Unfortunately, I cannot take you further than this. Pressing Publish will move the files to my KDP Dashboard, and The Years Between Us is already published. But KDP has several tutorials you can watch to see how the process is done. They have a fabulous help section, and you can find anything else out that you’ll need to know.

Look at a typed tutorial here.

Here is a tutorial by KDP on YouTube about Kindle Create. 

Here is another blog post by Just Publishing Advice on their blog. How To Use The Amazon Kindle Create App For Better Ebooks

There are a couple other tutorials that look okay to watch on YouTube, if you search Kindle Create tutorials. The best thing you can do though, is experiment, use the undo button if you do something you don’t like, and save often.
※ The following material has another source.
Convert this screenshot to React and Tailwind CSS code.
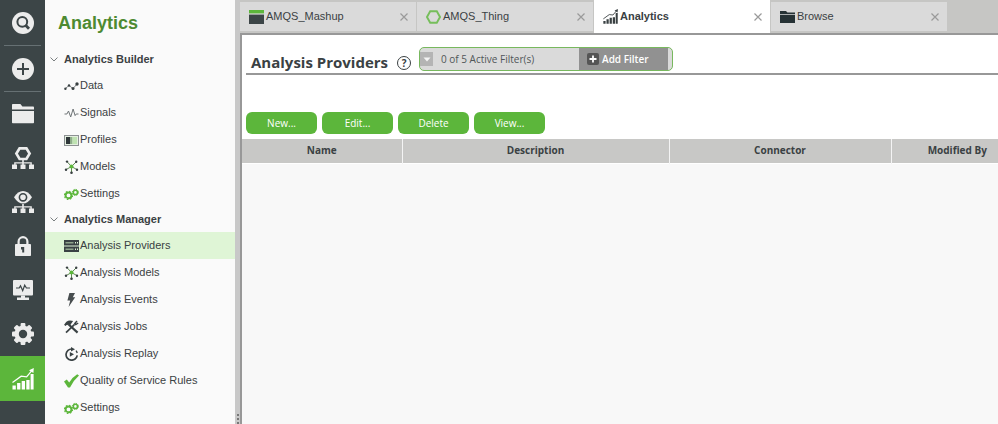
import React, { useState } from 'react';

const SearchIcon = () => (
  <svg viewBox="0 0 22 22" className="h-[22px] w-[22px]">
    <circle cx="11" cy="11" r="11" fill="#ececec" />
    <circle cx="10.3" cy="9.8" r="4.9" fill="none" stroke="#3c4547" strokeWidth="2" />
    <path d="M13.4 13 L17 16.8" stroke="#3c4547" strokeWidth="2.8" />
  </svg>
);

const PlusIcon = () => (
  <svg viewBox="0 0 22 22" className="h-[22px] w-[22px]">
    <circle cx="11" cy="11" r="11" fill="#ececec" />
    <path d="M11 5v12M5 11h12" stroke="#3c4547" strokeWidth="2" />
  </svg>
);

const FolderIcon = () => (
  <svg viewBox="0 0 22 20" className="h-5 w-[22px]" fill="#ececec">
    <path d="M0 0.8 Q0 0 0.8 0 H8.4 L10.4 2.6 H21.2 Q22 2.6 22 3.4 V5.4 H0Z" />
    <path d="M0 7 H22 V18.4 Q22 19.2 21.2 19.2 H0.8 Q0 19.2 0 18.4Z" />
  </svg>
);

const HierarchyBase = () => (
  <path
    d="M10.2 13h1.6v2.3h8v2.2H22V22h-5v-4.5h1.4v-1h-6.6v1h1.7V22h-5v-4.5h1.7v-1H3.6v1H5V22H0v-4.5h2.2v-2.2h8Z"
    fill="#ececec"
  />
);

const ThingsIcon = () => (
  <svg viewBox="0 0 22 22" className="h-[22px] w-[22px]">
    <path d="M7.6 1.3 H14.4 L17.6 6.6 L14.4 12 H7.6 L4.4 6.6Z" fill="none" stroke="#ececec" strokeWidth="2.7" />
    <HierarchyBase />
  </svg>
);

const VisibilityIcon = () => (
  <svg viewBox="0 0 22 22" className="h-[22px] w-[22px]">
    <path d="M2 6.3 Q6 0 11 0 T20 6.3 Q16 12.6 11 12.6 T2 6.3Z" fill="#ececec" />
    <circle cx="11" cy="6.3" r="3.6" fill="none" stroke="#3c4547" strokeWidth="1.6" />
    <HierarchyBase />
  </svg>
);

const LockIcon = () => (
  <svg viewBox="0 0 16 20" className="h-5 w-4">
    <path d="M3.6 9 V5.6 a4.4 4.4 0 0 1 8.8 0 V9" fill="none" stroke="#ececec" strokeWidth="2.2" />
    <rect y="8" width="16" height="12" rx="0.8" fill="#ececec" />
    <path d="M6 11h3.2v5.6H7.2v-3H6Z" fill="#3c4547" />
  </svg>
);

const MonitorIcon = () => (
  <svg viewBox="0 0 22 20" className="h-5 w-[22px]">
    <rect x="1" width="20" height="15.5" rx="1" fill="#ececec" />
    <path d="M9 15.5h4v2h4V20H5v-2.5h4Z" fill="#ececec" />
    <path d="M4 8h3.2l1.3-2.2 2.2 4.8 2-5.4L14.4 8H18" fill="none" stroke="#3c4547" strokeWidth="1.2" />
  </svg>
);

const GearIcon = () => (
  <svg viewBox="0 0 22 22" className="h-[22px] w-[22px]">
    <g fill="#ececec">
      <rect x="8.6" width="4.8" height="22" rx="1" />
      <rect x="8.6" width="4.8" height="22" rx="1" transform="rotate(45 11 11)" />
      <rect x="8.6" width="4.8" height="22" rx="1" transform="rotate(90 11 11)" />
      <rect x="8.6" width="4.8" height="22" rx="1" transform="rotate(135 11 11)" />
      <circle cx="11" cy="11" r="8.6" />
    </g>
    <circle cx="11" cy="11" r="4.2" fill="#3c4547" />
  </svg>
);

const ChartIcon = ({ className }) => (
  <svg viewBox="0 0 22 22" className={className} fill="currentColor">
    <path d="M0.5 17.5h3.3V21.5H0.5ZM5.1 15h3.3v6.5H5.1ZM9.7 13h3.3v8.5H9.7ZM14.3 12h3.3v9.5h-3.3ZM18.6 6h3v15.5h-3Z" />
    <path d="M0.5 14.5 L9.2 8.2 L14.6 8.8 L20.5 1.8" fill="none" stroke="currentColor" strokeWidth="1.3" />
    <path d="M17 2.2 L21.8 0 L21.4 5Z" />
  </svg>
);

const DataIcon = () => (
  <svg viewBox="0 0 15 14" className="h-[14px] w-[15px]" fill="#383f41">
    <path d="M1.2 9.8 L5 6.4 L9 9.6 L13.2 4.8" fill="none" stroke="#6d7375" strokeWidth="0.9" />
    <circle cx="1.4" cy="9.7" r="1.2" />
    <circle cx="5" cy="6.5" r="1.2" />
    <circle cx="9" cy="9.6" r="1.5" />
    <circle cx="13" cy="5" r="1.7" />
  </svg>
);

const SignalsIcon = () => (
  <svg viewBox="0 0 15 14" className="h-[14px] w-[15px]">
    <path d="M0.5 8h2.4l1.6-3 2.2 6 2.4-8 2 6.6L12.2 8h2.3" fill="none" stroke="#6f7577" strokeWidth="1" />
  </svg>
);

const ProfilesIcon = () => (
  <svg viewBox="0 0 15 14" className="h-[14px] w-[15px]">
    <rect x="0.5" y="2.5" width="14" height="10" fill="#e4efe0" stroke="#8d9193" />
    <rect x="2" y="4" width="4" height="7" fill="#2e3638" />
    <rect x="6" y="4" width="2.5" height="7" fill="#8fae8a" />
    <rect x="8.5" y="4" width="4.5" height="7" fill="#bfe3b2" />
  </svg>
);

const ModelsIcon = () => (
  <svg viewBox="0 0 15 14" className="h-[14px] w-[15px]" fill="#383f41">
    <path d="M7.5 6.6 L3 1.6M7.5 6.6 L12.2 1.8M7.5 6.6 L2 9.6M7.5 6.6 L13 9.6M7.5 6.6V13" stroke="#5f8a52" strokeWidth="1" />
    <circle cx="3" cy="1.6" r="1.2" />
    <circle cx="12.2" cy="1.8" r="1.2" />
    <circle cx="2" cy="9.8" r="1.2" />
    <circle cx="13" cy="9.8" r="1.2" />
    <circle cx="7.5" cy="12.7" r="1.3" />
    <circle cx="7.5" cy="6.6" r="2" fill="#5cb63b" />
  </svg>
);

const GearsIcon = () => (
  <svg viewBox="0 0 15 14" className="h-[14px] w-[15px]" fill="none" stroke="#5cb63b">
    <circle cx="4.5" cy="8.4" r="2.9" strokeWidth="1.9" />
    <circle cx="4.5" cy="8.4" r="4.1" strokeWidth="1.1" strokeDasharray="1.61 1.61" />
    <circle cx="11.4" cy="5.4" r="2.1" strokeWidth="1.6" />
    <circle cx="11.4" cy="5.4" r="3.1" strokeWidth="1" strokeDasharray="1.22 1.22" />
  </svg>
);

const ProvidersIcon = () => (
  <svg viewBox="0 0 15 14" className="h-[14px] w-[15px]">
    <path d="M0 1h15v5.4H0ZM0 7.6h15V13H0Z" fill="#3a4244" />
    <path d="M1.5 3h8v1.4h-8ZM1.5 9.6h8v1.4h-8Z" fill="#8fa38c" />
    <path d="M11 3h1v1.4h-1ZM13 3h1v1.4h-1ZM11 9.6h1v1.4h-1ZM13 9.6h1v1.4h-1Z" fill="#dff5d6" />
  </svg>
);

const EventsIcon = () => (
  <svg viewBox="0 0 15 14" className="h-[14px] w-[15px]">
    <path d="M5.4 0 H11 L8.8 4.2 H11.2 L4.6 14 L6.2 7.6 H3.4Z" fill="#474d4f" />
  </svg>
);

const JobsIcon = () => (
  <svg viewBox="0 0 15 14" className="h-[14px] w-[15px]" fill="none" stroke="#3a4244">
    <path d="M4.4 4.2 L13.6 12.6" strokeWidth="2.2" />
    <path d="M0.8 5.4 L3 2.4 Q5 0.9 7.6 1.6 L5.4 4.6" strokeWidth="1.8" fill="#3a4244" />
    <path d="M2 12.6 L10.6 4.4" strokeWidth="1.7" />
    <path d="M13 1 L10.8 3.4 L11.8 4.6 L14.2 3" strokeWidth="1.5" />
  </svg>
);

const ReplayIcon = () => (
  <svg viewBox="0 0 15 14" className="h-[14px] w-[15px]">
    <path d="M8 2 A5.6 5.6 0 1 0 13.2 8.4" fill="none" stroke="#3a4244" strokeWidth="1.7" />
    <path d="M12 3.6 A5.6 5.6 0 0 1 13.2 6" fill="none" stroke="#3a4244" strokeWidth="1.4" />
    <path d="M7 0 L11 2.2 L7 4.4Z" fill="#3a4244" />
    <path d="M5.8 5 L10 7.3 L5.8 9.8Z" fill="#3a4244" />
  </svg>
);

const CheckIcon = () => (
  <svg viewBox="0 0 15 14" className="h-[14px] w-[15px]">
    <path d="M0 7.6 L2.8 5.6 L5.2 8.4 Q8.6 3 13.2 0.2 L15 1.6 Q9.4 6.6 6 13.4 H4Z" fill="#5cb63b" />
  </svg>
);

const MashupIcon = () => (
  <svg viewBox="0 0 15 14" className="h-[14px] w-[15px]">
    <rect width="15" height="3.4" fill="#5cb63b" />
    <rect y="4.6" width="15" height="9.4" fill="#3c4547" />
  </svg>
);

const ThingIcon = () => (
  <svg viewBox="0 0 15 14" className="h-[14px] w-[15px]">
    <path d="M4.2 1.2h6.6L14 7l-3.2 5.8H4.2L1 7Z" fill="none" stroke="#76be5b" strokeWidth="1.9" />
  </svg>
);

const BrowseIcon = () => (
  <svg viewBox="0 0 15 14" className="h-[14px] w-[15px]" fill="#263235">
    <path d="M0 1h6l1.4 1.6H15v1.6H0ZM0 5h15v8H0Z" />
  </svg>
);

const CloseIcon = () => (
  <svg viewBox="0 0 8 8" className="h-2 w-2">
    <path d="M0.5 0.5l7 7M7.5 0.5l-7 7" stroke="#9a9a9a" strokeWidth="1.2" />
  </svg>
);

const Chevron = () => (
  <svg viewBox="0 0 8 5" className="h-[5px] w-2">
    <path d="M0.5 0.5 L4 4 L7.5 0.5" fill="none" stroke="#7a7f80" strokeWidth="1" />
  </svg>
);

const railItems = [
  { label: 'Browse', icon: FolderIcon },
  { label: 'Modeling', icon: ThingsIcon },
  { label: 'Visualization', icon: VisibilityIcon },
  { label: 'Security', icon: LockIcon },
  { label: 'Monitoring', icon: MonitorIcon },
  { label: 'System', icon: GearIcon },
];

const sections = [
  {
    title: 'Analytics Builder',
    items: [
      { label: 'Data', icon: DataIcon },
      { label: 'Signals', icon: SignalsIcon },
      { label: 'Profiles', icon: ProfilesIcon },
      { label: 'Models', icon: ModelsIcon },
      { label: 'Settings', icon: GearsIcon },
    ],
  },
  {
    title: 'Analytics Manager',
    items: [
      { label: 'Analysis Providers', icon: ProvidersIcon, active: true },
      { label: 'Analysis Models', icon: ModelsIcon },
      { label: 'Analysis Events', icon: EventsIcon },
      { label: 'Analysis Jobs', icon: JobsIcon },
      { label: 'Analysis Replay', icon: ReplayIcon },
      { label: 'Quality of Service Rules', icon: CheckIcon },
      { label: 'Settings', icon: GearsIcon },
    ],
  },
];

const tabs = [
  { label: 'AMQS_Mashup', icon: MashupIcon },
  { label: 'AMQS_Thing', icon: ThingIcon },
  { label: 'Analytics', icon: () => <ChartIcon className="h-[15px] w-[15px]" />, active: true },
  { label: 'Browse', icon: BrowseIcon },
];

const actions = ['New...', 'Edit...', 'Delete', 'View...'];

const Rail = () => (
  <div className="flex w-[45px] shrink-0 flex-col bg-[#3c4547]">
    <button aria-label="Search" className="flex h-[45px] items-center justify-center">
      <SearchIcon />
    </button>
    <div className="mx-1 h-px bg-[#667073]" />
    <button aria-label="New" className="flex h-[45px] items-center justify-center">
      <PlusIcon />
    </button>
    <div className="mx-1 h-px bg-[#667073]" />
    {railItems.map(({ label, icon: Icon }) => (
      <button key={label} aria-label={label} className="flex h-11 items-center justify-center">
        <Icon />
      </button>
    ))}
    <button aria-label="Analytics" className="flex h-[45px] items-center justify-center bg-[#5cb63b] text-white">
      <ChartIcon className="h-[22px] w-[22px]" />
    </button>
  </div>
);

const Sidebar = () => (
  <aside className="w-[190px] shrink-0 bg-[#fafafa] pt-2">
    <h2 className="mb-2 pl-[13px] text-[18px] leading-[31px] font-bold text-[#4d8a31]">Analytics</h2>
    <nav>
      {sections.map((section) => (
        <div key={section.title}>
          <button className="flex h-[25px] w-full items-center gap-[6px] pl-[5px] text-[11px] font-bold">
            <Chevron />
            {section.title}
          </button>
          {section.items.map(({ label, icon: Icon, active }) => (
            <a
              key={label}
              href="#"
              className={`flex h-[27px] items-center gap-px pl-[19px] text-[11px] ${active ? 'bg-[#dff5d6]' : ''}`}
            >
              <Icon />
              {label}
            </a>
          ))}
        </div>
      ))}
    </nav>
  </aside>
);

const TabBar = () => (
  <div className="flex h-[33px] shrink-0 gap-px bg-[#c6c6c4]">
    {tabs.map(({ label, icon: Icon, active }) => (
      <div
        key={label}
        className={`flex w-[176px] items-center pr-2 pl-[9px] text-[11px] ${
          active ? 'bg-white font-bold' : 'mt-[2px] mb-[2px] bg-[#dadada]'
        }`}
      >
        <button className="flex flex-1 items-center gap-[2px]">
          <Icon />
          {label}
        </button>
        <button aria-label={`Close ${label}`}>
          <CloseIcon />
        </button>
      </div>
    ))}
  </div>
);

const FilterBar = () => (
  <div className="flex h-6 w-[254px] overflow-hidden rounded-[5px] border border-[#78b85e] bg-[#dadada] text-[10px]">
    <button aria-label="Show filters" className="my-1 flex w-[13px] items-center justify-center bg-[#b4b4b4]">
      <svg viewBox="0 0 8 5" className="h-[5px] w-2">
        <path d="M0.5 0.5h7L4 4.5Z" fill="#f4f4f4" />
      </svg>
    </button>
    <span className="flex flex-1 items-center pl-2 text-[#505658]">0 of 5 Active Filter(s)</span>
    <button className="mr-1 flex w-[89px] items-center gap-[3px] bg-[#919191] pl-2 font-semibold text-white">
      <svg viewBox="0 0 12 12" className="h-3 w-3">
        <rect width="12" height="12" rx="2" fill="#555" />
        <path d="M6 2.5v7M2.5 6h7" stroke="#fff" strokeWidth="1.8" />
      </svg>
      Add Filter
    </button>
  </div>
);

const App = () => {
  const [showHelp, setShowHelp] = useState(false);

  return (
    <div className="flex h-screen overflow-hidden bg-white font-['Liberation_Sans',Arial,sans-serif] text-[#3a4143]">
      <Rail />
      <Sidebar />
      <div className="flex w-[5px] shrink-0 flex-col items-center justify-end gap-[2px] bg-[#c8c8c8]">
        <span className="h-[2px] w-[2px] bg-[#777]" />
        <span className="h-[2px] w-[2px] bg-[#777]" />
        <span className="h-[2px] w-[2px] bg-[#777]" />
      </div>

      <div className="flex min-w-0 flex-1 flex-col">
        <TabBar />
        <main className="flex min-h-0 flex-1 flex-col border-t-2 border-l-2 border-[#989898] font-['Open_Sans','Noto_Sans',sans-serif]">
          <header className="ml-1 flex h-10 items-end border-b-2 border-[#989898] pl-[5px]">
            <h1 className="text-[15px] leading-[22px] font-bold">Analysis Providers</h1>
            <button
              aria-label="Help"
              title={showHelp ? 'Analysis Providers' : undefined}
              onClick={() => setShowHelp(!showHelp)}
              className="mr-2 mb-[3px] ml-[9px] flex h-[14px] w-[14px] items-center justify-center rounded-full border border-[#3a4143] text-[10px] font-bold"
            >
              ?
            </button>
            <div className="mb-[2px]">
              <FilterBar />
            </div>
          </header>

          <div className="mt-[37px] mb-[5px] ml-1 flex gap-[5px]">
            {actions.map((action) => (
              <button key={action} className="h-[22px] w-[71px] rounded-md bg-[#5cb63b] text-[10px] text-white">
                {action}
              </button>
            ))}
          </div>

          <div className="flex-1 overflow-hidden bg-[#f8f8f8]">
            <table className="w-[781px] min-w-full table-fixed border-collapse text-[10px]">
              <thead>
                <tr className="h-6 border-b border-white bg-[#c8c8c6]">
                  <th className="w-[160px] border-r border-[#f4f4f4] font-bold">Name</th>
                  <th className="w-[267px] border-r border-[#f4f4f4] font-bold">Description</th>
                  <th className="w-[222px] border-r border-[#f4f4f4] font-bold">Connector</th>
                  <th className="font-bold">Modified By</th>
                </tr>
              </thead>
              <tbody />
            </table>
          </div>
        </main>
      </div>
    </div>
  );
};

export default App;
After you publish your files to your dashboard, they will give you options for your paperback such as trim size, and if you want cream or white paper. Your choices will determine the template size for your cover. And you can use the Kindle Cover Creator if you want, to generate a cover for both your Kindle book and paperback, too.

KDP is your one stop shop to formatting, cover creation, and publishing your book!

Have fun!


I wasn’t aware that Kindle Create generated a paperback file until I saw that Daniel Mattia was able to offer a paperback of his book, In Crows’ Claws. We went through some issues he had using Kindle Create in my interview with him a while back. So a big thank you to Daniel and his tips!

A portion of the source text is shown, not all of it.